The interior is designed as a genuine museum-quality art space. Architecture, light installations, and the curation of objects create an environment where moving through the pavilion feels like moving through an art institution rather than an expo exhibit. The design vocabulary is French in a specific sense — not symbolic, but materially and aesthetically precise.
The courtyard: illuminated fountain with tree silhouettes, late-evening atmosphere, the combination producing a space with no functional purpose beyond being beautiful and unhurried. In an event built on throughput and efficient visitor management, a space designed purely for lingering is rare.
Light bread and pastry available at the entrance. The quality of the food matched the quality of the exhibit — not expo-standard, but genuinely good.
The France Pavilion is worth the effort regardless of timing. The 15-minute evening wait is an exception rather than a rule; the average during the expo has been 60–90 minutes. Plan accordingly.

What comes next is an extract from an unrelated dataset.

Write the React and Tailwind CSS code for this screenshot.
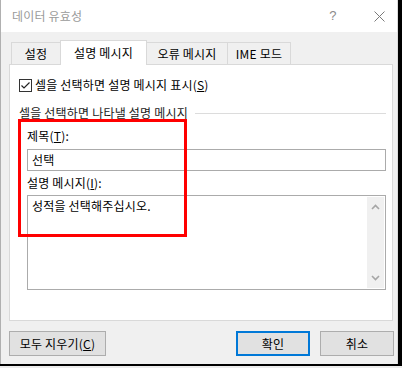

5 Additional Notable Pavilions
Peru Pavilion
Wait: approximately 10 minutes. A large entrance screen delivers visual impact immediately. The interior is compact — alpaca plush toys alongside cultural documentary content — but the combination of immediacy and warmth made it a reliable stop. The display panels and video presentations are more considered than the pavilion's size would suggest.
India/Bharat Pavilion
The pavilion is labeled "BHARAT" — not "India" — a distinction worth noting. The space is quiet and unhurried. Traditional video and object displays explain Indian culture through context rather than spectacle. Visitors who want to understand India's argument about itself at a measured pace will find this pavilion well-suited to that purpose.
Germany Pavilion
Field visit: 7:40 PM, approximately 10-minute wait. Circular-chan audio guide delivered in person at entry. The exhibit's rational spatial design enables efficient movement through multiple demonstration zones. The environmental technology demonstrations — particularly those addressing future urban infrastructure — are strong business-relevant content. Visitors with sustainability focus in their professional work will find this pavilion the most directly applicable to their work.
Flying Car Station
Wait: zero. Entry immediate. The vehicles displayed are closer to helicopter-style rotorcraft than the science-fiction flying car; the terminology is approximate. The interactive central installation allowed visitors to directly touch and interact with the demonstration materials. Short visit, immediate access, legitimate content about future air mobility.
Mozambique Pavilion
Adjacent to the Flying Car Station; also immediate entry. The pavilion is compact. Simple, direct explanatory panels and a clean display design communicate the country's character without the production budget of the larger national pavilions. The effect of reducing ornamentation is that the country itself becomes visible — visitors report moments of genuine surprise at discovering a country they knew almost nothing about.
Summary
| Rank | Pavilion | Wait | Key Experience |
|---|---|---|---|
| #1 | France | 15 min (evening) | Museum-quality art space, lit courtyard |
| #2 | Kuwait | 40 min (8 PM) | Desert sand, slide, lying-down planetarium |
| #3 | Electricity | Same-day | Egg device, 2F games, sound-light theater |
| #4 | Hungary | Lottery | Silent singer, pure art, no context |
| #5 | Indonesia | 15 min | Free coffee, Bali forest, underwater zone |
| Notable | Peru | 10 min | Entrance screen, compact, warm |
| Notable | India/Bharat | Varies | Chandrayaan, traditional display, quiet space |
| Notable | Germany | 10 min | Circular-chan, circular economy demonstrations |
| Notable | Flying Car | 0 min | Immediate access, future air mobility |
| Notable | Mozambique | 0 min | Simple, direct, genuine discovery |
The top-ranked pavilions in this review share one property: they did something that cannot be replicated in any other format. Desert sand you can touch. A woman singing in silence. A room designed purely to be beautiful at night. These are not experiences that a website, a video, or a presentation can reproduce. They are the argument for the expo as a format.